= Kadambankulam =

Village in Tamil Nadu, India

Kadambankulam is a small village in the Radhapuram taluk of Tirunelveli District, Tamil Nadu in southern India. It is seven kilometers from the larger town of Valliyur. Kadambankulam, a hamlet in the extreme south of Valliyur, covers an area of 30 km^{2}. As the major occupation of the villagers is agriculture, around 60% of the area is covered by agricultural land. Kadambankulam enjoys a tropical climate with an average temperature of 31˚C. It has an average annual rainfall of 150 cm, receiving rain both from the Southwest Monsoon and the Northeast Monsoon. Kadambankulam has a population of around 6,000, out of which 3,100 are men and 2,900 are women. Everyone in this village is a member of Ayyavazhi, a monistic belief system closely linked with Hinduism. Kadambankulam is the only known village where all the people belong to the same religion and live as a single community.

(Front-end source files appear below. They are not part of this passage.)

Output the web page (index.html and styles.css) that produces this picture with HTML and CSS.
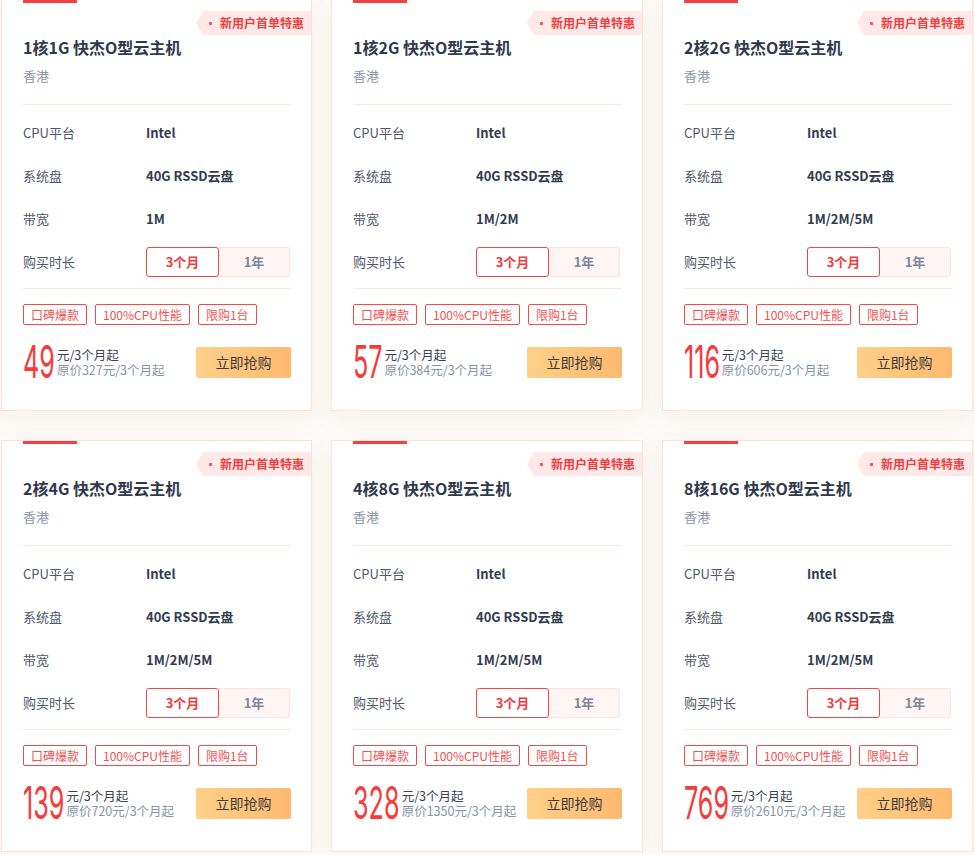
FILE: index.html
```html
<!DOCTYPE html>
<html lang="zh-CN">
<head>
    <meta charset="UTF-8">
    <meta name="viewport" content="width=device-width, initial-scale=1.0">
    <title>快杰O型云主机</title>
    <link rel="stylesheet" href="styles.css">
</head>
<body>
    <div class="product-list" id="productList">
        <!-- Cards are filled in by the script below -->
    </div>

    <script>
        const products = [
            { cpu: 1, mem: 1, bandwidth: "1M", price: 49, origin: 327 },
            { cpu: 1, mem: 2, bandwidth: "1M/2M", price: 57, origin: 384 },
            { cpu: 2, mem: 2, bandwidth: "1M/2M/5M", price: 116, origin: 606 },
            { cpu: 2, mem: 4, bandwidth: "1M/2M/5M", price: 139, origin: 720 },
            { cpu: 4, mem: 8, bandwidth: "1M/2M/5M", price: 328, origin: 1350 },
            { cpu: 8, mem: 16, bandwidth: "1M/2M/5M", price: 769, origin: 2610 }
        ];

        const list = document.getElementById("productList");

        products.forEach(p => {
            const card = document.createElement("div");
            card.className = "card";
            card.innerHTML = `
                <span class="card-badge"><i class="badge-dot"></i>新用户首单特惠</span>
                <div class="card-head">
                    <h3 class="card-title">${p.cpu}核${p.mem}G 快杰O型云主机</h3>
                    <p class="card-region">香港</p>
                </div>
                <ul class="spec-list">
                    <li><span class="spec-label">CPU平台</span><span class="spec-value">Intel</span></li>
                    <li><span class="spec-label">系统盘</span><span class="spec-value">40G RSSD云盘</span></li>
                    <li><span class="spec-label">带宽</span><span class="spec-value">${p.bandwidth}</span></li>
                    <li>
                        <span class="spec-label">购买时长</span>
                        <div class="period">
                            <span class="period-item active">3个月</span>
                            <span class="period-item">1年</span>
                        </div>
                    </li>
                </ul>
                <div class="tags">
                    <span class="tag">口碑爆款</span>
                    <span class="tag">100%CPU性能</span>
                    <span class="tag">限购1台</span>
                </div>
                <div class="price-row">
                    <div class="price">
                        <span class="price-num">${p.price}</span>
                        <div class="price-text">
                            <div>元/3个月起</div>
                            <div class="price-origin">原价${p.origin}元/3个月起</div>
                        </div>
                    </div>
                    <button class="buy-btn">立即抢购</button>
                </div>`;
            list.appendChild(card);
        });

        // the number is squeezed with a transform, so give back the width it no longer uses
        document.querySelectorAll(".price-num").forEach(num => {
            const shown = num.getBoundingClientRect().width;
            num.style.marginRight = (shown - num.offsetWidth + 2) + "px";
        });
    </script>
</body>
</html>
```

FILE: styles.css
```css
body { margin: 0; background: #fcfaf7; font-family: "Noto Sans CJK SC", sans-serif; overflow: hidden; }
.product-list { display: grid; grid-template-columns: 311px 312px 311px; column-gap: 19px; row-gap: 29px; padding-left: 1px; margin-top: -1px; }

.card { position: relative; height: 412px; box-sizing: border-box; border: 1px solid #ffdfda; background: #fff; padding: 0 20px 0 21px; box-shadow: 0 8px 24px rgba(150, 110, 70, 0.06); }
.card::before { content: ""; position: absolute; left: 21px; top: 0; width: 54px; height: 3px; background: #f04242; }

.card-badge {
    position: absolute;
    top: 11px;
    right: 0;
    height: 24px;
    line-height: 24px;
    padding: 0 7px 0 13px;
    background: #ffe9e8;
    color: #f03c3c;
    font-size: 12px;
    font-weight: bold;
    clip-path: polygon(7px 0, 100% 0, 100% 100%, 7px 100%, 0 50%);
    display: flex;
    align-items: center;
}
.badge-dot { width: 3px; height: 3px; background: #f25c5c; margin-right: 8px; }

.card-head { padding-top: 35px; border-bottom: 1px solid #ffe4e0; }
.card-title { margin: 0; font-size: 16px; line-height: 24px; font-weight: bold; color: #2f384c; }
.card-region { margin: 7px 0 18px; font-size: 13px; line-height: 20px; color: #8c96a8; }

.spec-list { list-style: none; margin: 0; padding: 6px 0 5px; border-bottom: 1px solid #ffe4e0; }
.spec-list li { display: flex; align-items: center; height: 43px; }
.spec-label { width: 123px; font-size: 13px; color: #4f576b; }
.spec-value { font-size: 13px; font-weight: bold; color: #333b4f; }

.period { display: flex; }
.period-item { box-sizing: border-box; height: 30px; line-height: 28px; text-align: center; font-size: 13px; font-weight: bold; }
.period-item.active { width: 73px; border: 1px solid #f04545; border-radius: 3px; color: #f03c3c; background: #fff; }
.period-item:not(.active) { width: 71px; border: 1px solid #ffe1dd; border-left: none; border-radius: 0 3px 3px 0; background: #fff5f4; color: #7d879b; }

.tags { display: flex; gap: 8px; margin-top: 15px; }
.tag { box-sizing: border-box; height: 21px; line-height: 19px; padding: 0 7px; border: 1px solid #f04a4a; border-radius: 2px; font-size: 12px; color: #f05252; }

.price-row { display: flex; justify-content: space-between; align-items: center; margin-top: 14px; height: 46px; }
.price { display: flex; align-items: center; }
.price-num { display: inline-block; font-family: Inter, "Liberation Sans", sans-serif; font-variant-numeric: proportional-nums; font-size: 45px; line-height: 46px; color: #f53b3b; transform: scaleX(0.56); transform-origin: 0 50%; }
.price-text { font-size: 12.5px; line-height: 15px; color: #3a4256; }
.price-origin { color: #8793a9; }

.buy-btn { width: 95px; height: 31px; padding: 0; border: none; border-radius: 2px; background: linear-gradient(90deg, #ffd089, #ffb96f); font-family: inherit; font-size: 14px; color: #3b3b3b; cursor: pointer; }
```
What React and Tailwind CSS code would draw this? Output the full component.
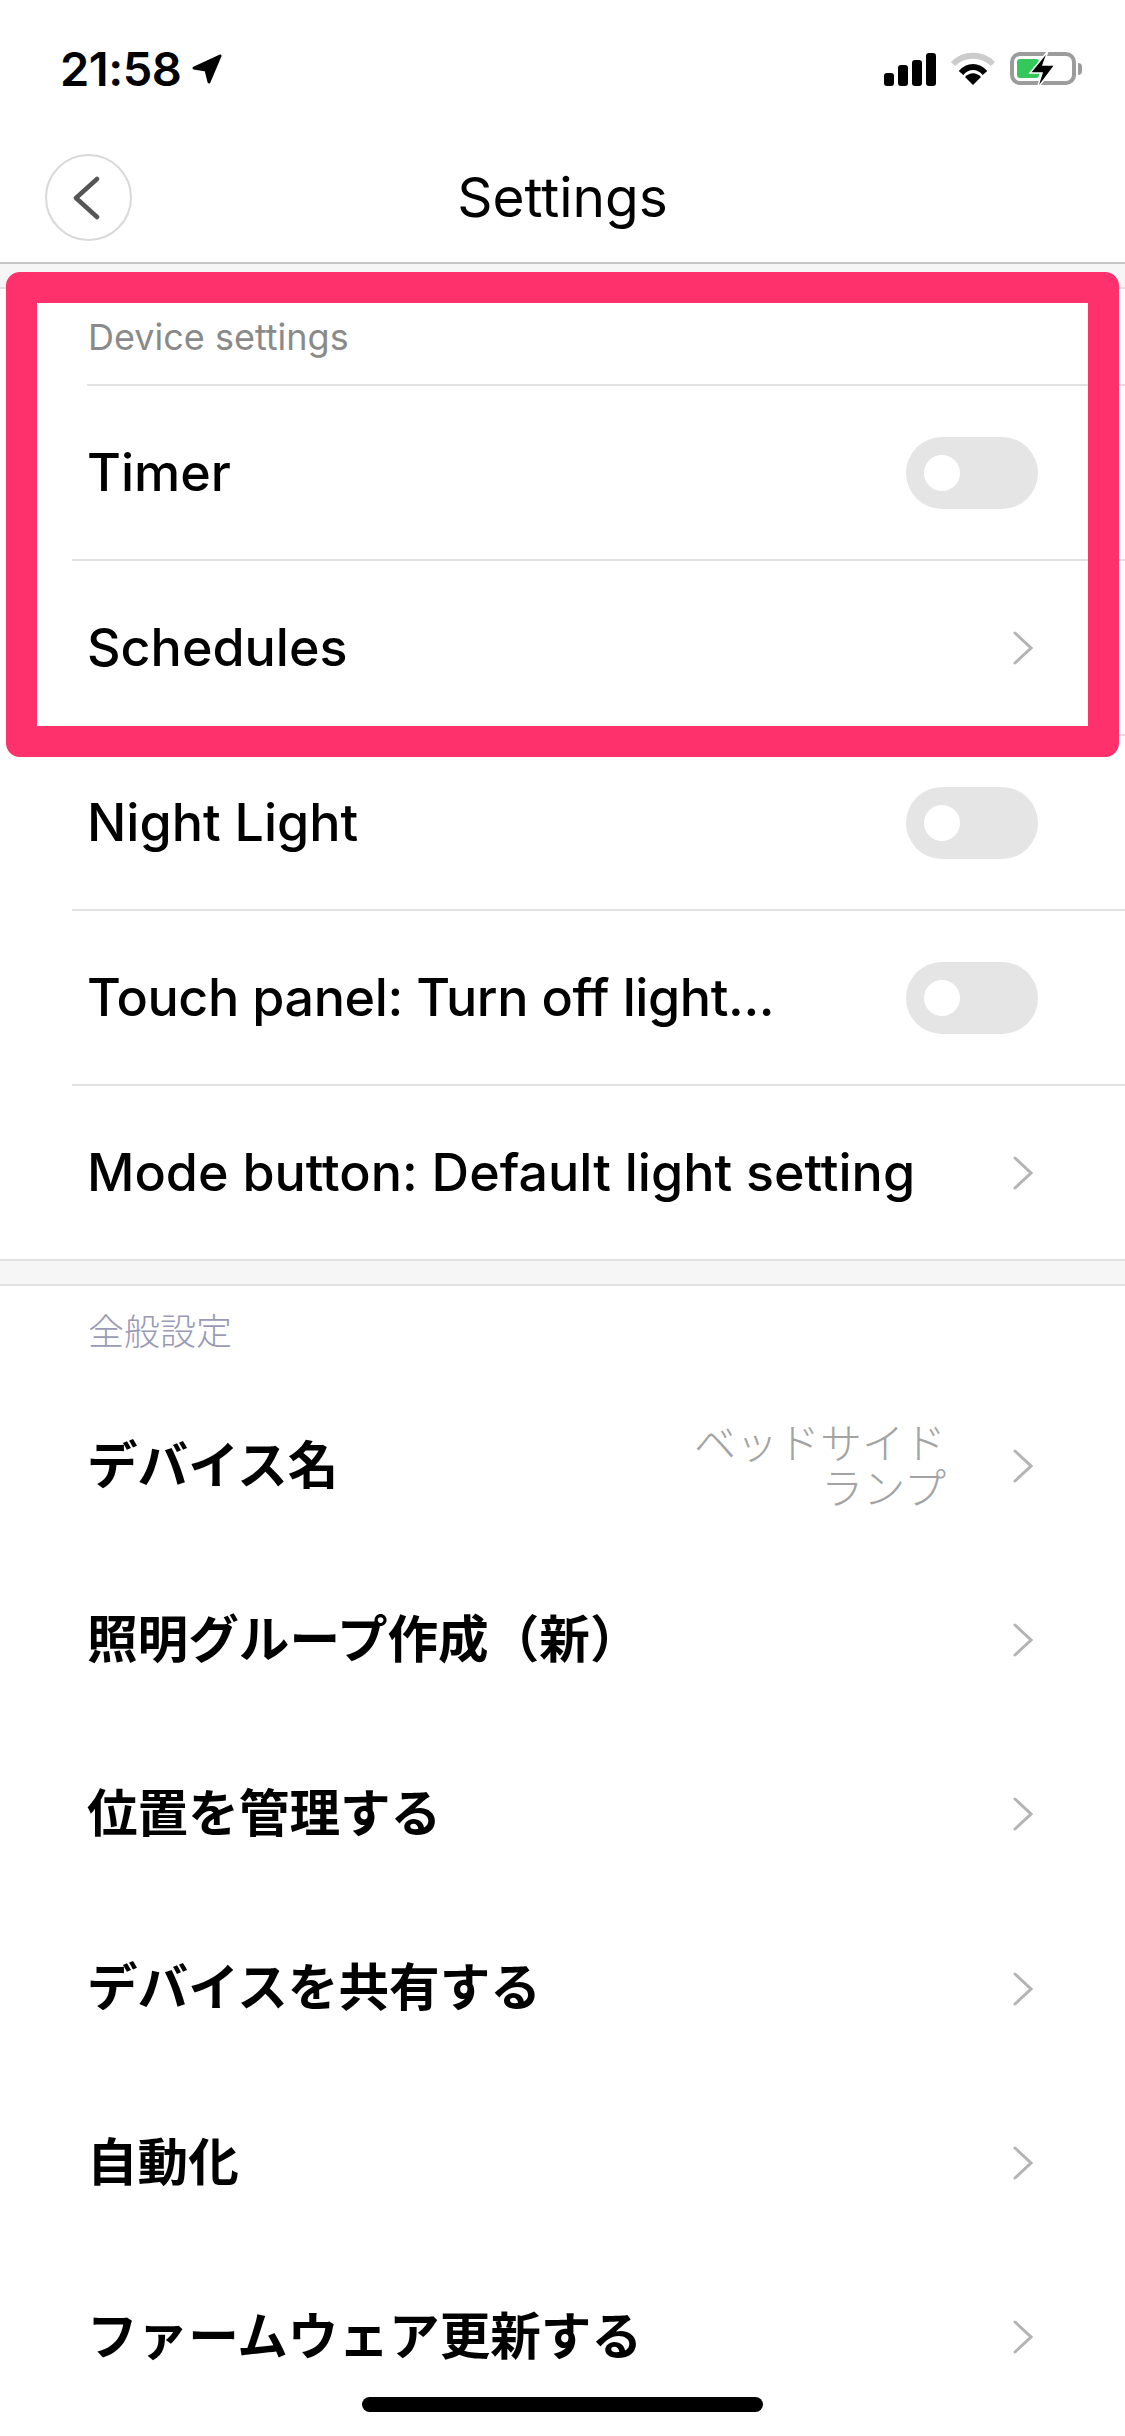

Kadambankulam is known for its red soil, which is fertile and rich in minerals. The major agricultural crops are rice and plantains. Groundnut and vegetables are also cultivated in the area. Many rare herbal plants of medicinal value are also available. Villagers take their water from wells and a pond in the village with channels that supply water to the fields. People adopt natural means for ploughing, weeding and other agricultural activities. They mainly depend on manpower. This helps many women to earn their living by being employed, either directly or indirectly.